I try anything, and file that which doesn’t work now in case something becomes useful in the future. This goes for stories as much as promoting. I find stories often by ‘accident’. I’ll begin with two seemingly unconnected incidents, a vague idea of characters or places, or a single occurrence. I’ve even created stories from a title idea, a phrase, or a random selection of words, tried numerous genres. Some markets I stumbled into because an idea nagged me to write it, or because I was searching for submission calls. That’s when accident bridges the gap to intent. Where one formula won’t work for one writer, it may do so for another. Where a blueprint doesn’t apply to one genre, another must be rigid. Study the market. It’s amazing how many writers still send the wrong material to the wrong editor or publication. A horror publisher doesn’t want romance or vice versa. Pay attention to guidelines.
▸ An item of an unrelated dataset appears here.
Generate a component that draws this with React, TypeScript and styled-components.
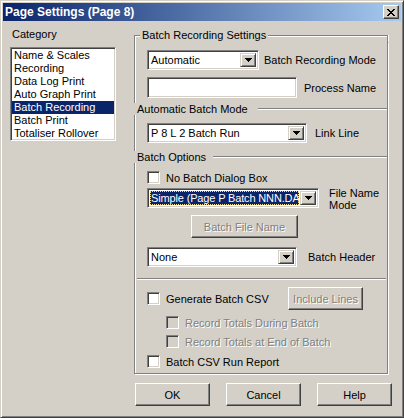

I read anything and everything; have too many interests, so when it came to writing it was hardly surprising I wanted to run in all directions. I decided to call myself a multi-genre author little knowing I was making an already difficult task more problematic. Branding is important, possibly imperative. My stories appear from the mysterious ark of my imagination working together with a brain that seems to tuck away the quirkiest detail; I sometimes feel as if I’m fooling myself if I think I’m anyway in control of them. There’s no knowing where I’ll head next, so I keep my options open. That’s why my next publication will take me to Jupiter where there are dragons.

Being willing to make ‘accidental’ connections both in real life and in my storytelling is how I came to be embroiled in the steampunk world of Space 1889. I was invited. I quietly panicked. Then I took a breath, started reading and researching. Now I have three titles (one co-authored) in a series that is a little part of history. Regard fear as the enemy.